Challenge:
Quote the whole listing exactly. Leave the pictures out of your copy.

Supplied material:
::::::::
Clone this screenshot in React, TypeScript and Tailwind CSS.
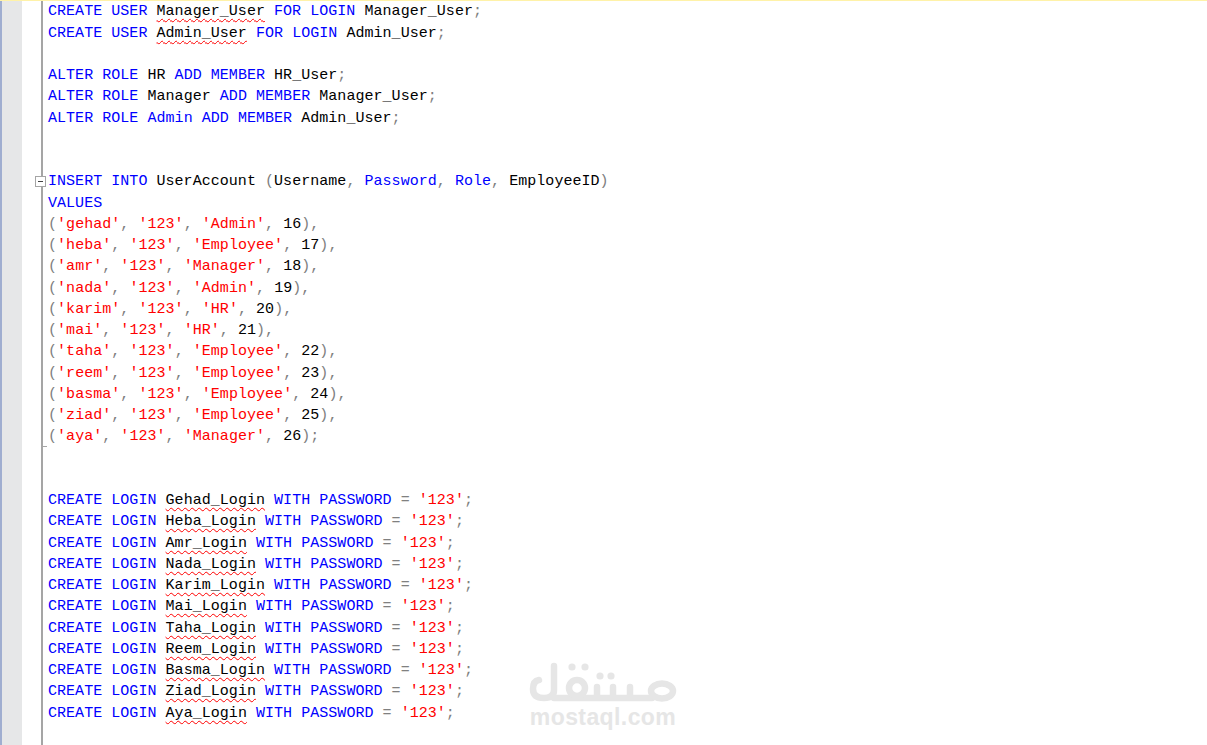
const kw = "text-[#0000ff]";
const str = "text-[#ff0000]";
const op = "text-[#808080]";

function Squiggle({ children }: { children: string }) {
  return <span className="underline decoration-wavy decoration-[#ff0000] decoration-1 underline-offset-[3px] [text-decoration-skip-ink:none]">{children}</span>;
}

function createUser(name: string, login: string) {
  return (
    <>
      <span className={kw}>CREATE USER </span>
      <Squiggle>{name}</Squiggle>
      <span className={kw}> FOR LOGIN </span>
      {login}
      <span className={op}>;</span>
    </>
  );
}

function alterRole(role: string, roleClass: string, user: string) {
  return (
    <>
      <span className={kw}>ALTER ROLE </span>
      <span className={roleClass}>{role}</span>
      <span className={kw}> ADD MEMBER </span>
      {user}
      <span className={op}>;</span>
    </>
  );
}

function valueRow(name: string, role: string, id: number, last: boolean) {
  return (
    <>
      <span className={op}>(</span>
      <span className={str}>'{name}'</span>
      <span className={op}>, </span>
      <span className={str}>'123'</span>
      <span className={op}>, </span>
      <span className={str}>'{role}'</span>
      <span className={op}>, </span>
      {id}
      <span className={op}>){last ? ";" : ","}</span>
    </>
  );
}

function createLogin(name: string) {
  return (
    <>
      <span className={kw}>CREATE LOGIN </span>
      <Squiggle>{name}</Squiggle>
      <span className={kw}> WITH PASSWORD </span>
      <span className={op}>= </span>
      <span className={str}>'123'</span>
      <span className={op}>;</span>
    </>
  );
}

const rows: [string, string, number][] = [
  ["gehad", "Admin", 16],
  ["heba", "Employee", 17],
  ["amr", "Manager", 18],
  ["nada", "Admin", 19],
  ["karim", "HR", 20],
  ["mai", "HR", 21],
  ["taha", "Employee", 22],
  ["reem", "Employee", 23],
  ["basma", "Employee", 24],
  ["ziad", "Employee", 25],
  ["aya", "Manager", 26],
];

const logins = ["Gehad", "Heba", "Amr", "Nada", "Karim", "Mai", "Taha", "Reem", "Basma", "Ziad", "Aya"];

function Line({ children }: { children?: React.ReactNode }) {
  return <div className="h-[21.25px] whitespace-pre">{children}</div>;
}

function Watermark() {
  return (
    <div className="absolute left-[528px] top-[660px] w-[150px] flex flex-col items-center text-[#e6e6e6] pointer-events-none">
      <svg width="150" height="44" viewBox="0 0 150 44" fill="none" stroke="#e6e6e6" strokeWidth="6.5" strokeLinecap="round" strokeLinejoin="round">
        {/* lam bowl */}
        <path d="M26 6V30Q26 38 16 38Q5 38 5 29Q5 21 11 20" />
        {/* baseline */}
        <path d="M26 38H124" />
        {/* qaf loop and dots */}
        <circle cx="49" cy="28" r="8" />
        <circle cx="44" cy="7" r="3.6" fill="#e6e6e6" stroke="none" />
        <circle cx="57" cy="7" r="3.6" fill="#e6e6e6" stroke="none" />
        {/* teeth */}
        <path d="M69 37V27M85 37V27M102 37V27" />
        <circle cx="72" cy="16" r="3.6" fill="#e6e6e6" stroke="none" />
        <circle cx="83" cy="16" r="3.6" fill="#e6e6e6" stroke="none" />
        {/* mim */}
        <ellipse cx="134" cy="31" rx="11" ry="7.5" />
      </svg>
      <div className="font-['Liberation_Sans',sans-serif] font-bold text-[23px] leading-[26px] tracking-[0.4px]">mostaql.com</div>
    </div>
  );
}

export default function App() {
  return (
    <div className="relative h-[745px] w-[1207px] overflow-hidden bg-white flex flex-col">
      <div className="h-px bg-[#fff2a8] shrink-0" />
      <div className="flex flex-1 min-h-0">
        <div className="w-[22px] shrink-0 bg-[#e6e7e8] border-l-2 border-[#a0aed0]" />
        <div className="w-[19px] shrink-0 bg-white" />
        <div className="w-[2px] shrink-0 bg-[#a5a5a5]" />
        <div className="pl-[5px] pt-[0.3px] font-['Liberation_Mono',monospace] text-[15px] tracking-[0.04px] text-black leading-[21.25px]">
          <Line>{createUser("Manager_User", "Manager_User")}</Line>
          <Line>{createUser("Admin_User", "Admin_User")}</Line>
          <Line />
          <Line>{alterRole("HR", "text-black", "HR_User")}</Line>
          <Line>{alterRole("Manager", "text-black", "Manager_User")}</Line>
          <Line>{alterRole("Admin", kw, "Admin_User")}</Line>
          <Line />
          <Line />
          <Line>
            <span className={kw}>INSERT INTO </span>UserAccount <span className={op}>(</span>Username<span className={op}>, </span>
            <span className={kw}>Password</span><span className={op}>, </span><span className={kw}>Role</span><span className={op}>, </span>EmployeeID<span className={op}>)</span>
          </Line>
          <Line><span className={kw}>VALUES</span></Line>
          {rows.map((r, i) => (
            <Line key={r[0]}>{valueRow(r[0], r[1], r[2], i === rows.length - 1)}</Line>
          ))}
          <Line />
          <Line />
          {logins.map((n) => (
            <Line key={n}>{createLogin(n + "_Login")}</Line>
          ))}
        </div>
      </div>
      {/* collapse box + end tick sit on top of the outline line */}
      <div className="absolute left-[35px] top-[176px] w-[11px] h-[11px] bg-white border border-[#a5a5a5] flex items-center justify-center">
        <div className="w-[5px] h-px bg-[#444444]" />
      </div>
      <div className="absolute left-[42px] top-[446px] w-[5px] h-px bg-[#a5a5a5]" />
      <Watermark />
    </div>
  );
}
::::::::
Completed exercise:
Clone this screenshot in React, TypeScript and Tailwind CSS.
const kw = "text-[#0000ff]";
const str = "text-[#ff0000]";
const op = "text-[#808080]";

function Squiggle({ children }: { children: string }) {
  return <span className="underline decoration-wavy decoration-[#ff0000] decoration-1 underline-offset-[3px] [text-decoration-skip-ink:none]">{children}</span>;
}

function createUser(name: string, login: string) {
  return (
    <>
      <span className={kw}>CREATE USER </span>
      <Squiggle>{name}</Squiggle>
      <span className={kw}> FOR LOGIN </span>
      {login}
      <span className={op}>;</span>
    </>
  );
}

function alterRole(role: string, roleClass: string, user: string) {
  return (
    <>
      <span className={kw}>ALTER ROLE </span>
      <span className={roleClass}>{role}</span>
      <span className={kw}> ADD MEMBER </span>
      {user}
      <span className={op}>;</span>
    </>
  );
}

function valueRow(name: string, role: string, id: number, last: boolean) {
  return (
    <>
      <span className={op}>(</span>
      <span className={str}>'{name}'</span>
      <span className={op}>, </span>
      <span className={str}>'123'</span>
      <span className={op}>, </span>
      <span className={str}>'{role}'</span>
      <span className={op}>, </span>
      {id}
      <span className={op}>){last ? ";" : ","}</span>
    </>
  );
}

function createLogin(name: string) {
  return (
    <>
      <span className={kw}>CREATE LOGIN </span>
      <Squiggle>{name}</Squiggle>
      <span className={kw}> WITH PASSWORD </span>
      <span className={op}>= </span>
      <span className={str}>'123'</span>
      <span className={op}>;</span>
    </>
  );
}

const rows: [string, string, number][] = [
  ["gehad", "Admin", 16],
  ["heba", "Employee", 17],
  ["amr", "Manager", 18],
  ["nada", "Admin", 19],
  ["karim", "HR", 20],
  ["mai", "HR", 21],
  ["taha", "Employee", 22],
  ["reem", "Employee", 23],
  ["basma", "Employee", 24],
  ["ziad", "Employee", 25],
  ["aya", "Manager", 26],
];

const logins = ["Gehad", "Heba", "Amr", "Nada", "Karim", "Mai", "Taha", "Reem", "Basma", "Ziad", "Aya"];

function Line({ children }: { children?: React.ReactNode }) {
  return <div className="h-[21.25px] whitespace-pre">{children}</div>;
}

function Watermark() {
  return (
    <div className="absolute left-[528px] top-[660px] w-[150px] flex flex-col items-center text-[#e6e6e6] pointer-events-none">
      <svg width="150" height="44" viewBox="0 0 150 44" fill="none" stroke="#e6e6e6" strokeWidth="6.5" strokeLinecap="round" strokeLinejoin="round">
        {/* lam bowl */}
        <path d="M26 6V30Q26 38 16 38Q5 38 5 29Q5 21 11 20" />
        {/* baseline */}
        <path d="M26 38H124" />
        {/* qaf loop and dots */}
        <circle cx="49" cy="28" r="8" />
        <circle cx="44" cy="7" r="3.6" fill="#e6e6e6" stroke="none" />
        <circle cx="57" cy="7" r="3.6" fill="#e6e6e6" stroke="none" />
        {/* teeth */}
        <path d="M69 37V27M85 37V27M102 37V27" />
        <circle cx="72" cy="16" r="3.6" fill="#e6e6e6" stroke="none" />
        <circle cx="83" cy="16" r="3.6" fill="#e6e6e6" stroke="none" />
        {/* mim */}
        <ellipse cx="134" cy="31" rx="11" ry="7.5" />
      </svg>
      <div className="font-['Liberation_Sans',sans-serif] font-bold text-[23px] leading-[26px] tracking-[0.4px]">mostaql.com</div>
    </div>
  );
}

export default function App() {
  return (
    <div className="relative h-[745px] w-[1207px] overflow-hidden bg-white flex flex-col">
      <div className="h-px bg-[#fff2a8] shrink-0" />
      <div className="flex flex-1 min-h-0">
        <div className="w-[22px] shrink-0 bg-[#e6e7e8] border-l-2 border-[#a0aed0]" />
        <div className="w-[19px] shrink-0 bg-white" />
        <div className="w-[2px] shrink-0 bg-[#a5a5a5]" />
        <div className="pl-[5px] pt-[0.3px] font-['Liberation_Mono',monospace] text-[15px] tracking-[0.04px] text-black leading-[21.25px]">
          <Line>{createUser("Manager_User", "Manager_User")}</Line>
          <Line>{createUser("Admin_User", "Admin_User")}</Line>
          <Line />
          <Line>{alterRole("HR", "text-black", "HR_User")}</Line>
          <Line>{alterRole("Manager", "text-black", "Manager_User")}</Line>
          <Line>{alterRole("Admin", kw, "Admin_User")}</Line>
          <Line />
          <Line />
          <Line>
            <span className={kw}>INSERT INTO </span>UserAccount <span className={op}>(</span>Username<span className={op}>, </span>
            <span className={kw}>Password</span><span className={op}>, </span><span className={kw}>Role</span><span className={op}>, </span>EmployeeID<span className={op}>)</span>
          </Line>
          <Line><span className={kw}>VALUES</span></Line>
          {rows.map((r, i) => (
            <Line key={r[0]}>{valueRow(r[0], r[1], r[2], i === rows.length - 1)}</Line>
          ))}
          <Line />
          <Line />
          {logins.map((n) => (
            <Line key={n}>{createLogin(n + "_Login")}</Line>
          ))}
        </div>
      </div>
      {/* collapse box + end tick sit on top of the outline line */}
      <div className="absolute left-[35px] top-[176px] w-[11px] h-[11px] bg-white border border-[#a5a5a5] flex items-center justify-center">
        <div className="w-[5px] h-px bg-[#444444]" />
      </div>
      <div className="absolute left-[42px] top-[446px] w-[5px] h-px bg-[#a5a5a5]" />
      <Watermark />
    </div>
  );
}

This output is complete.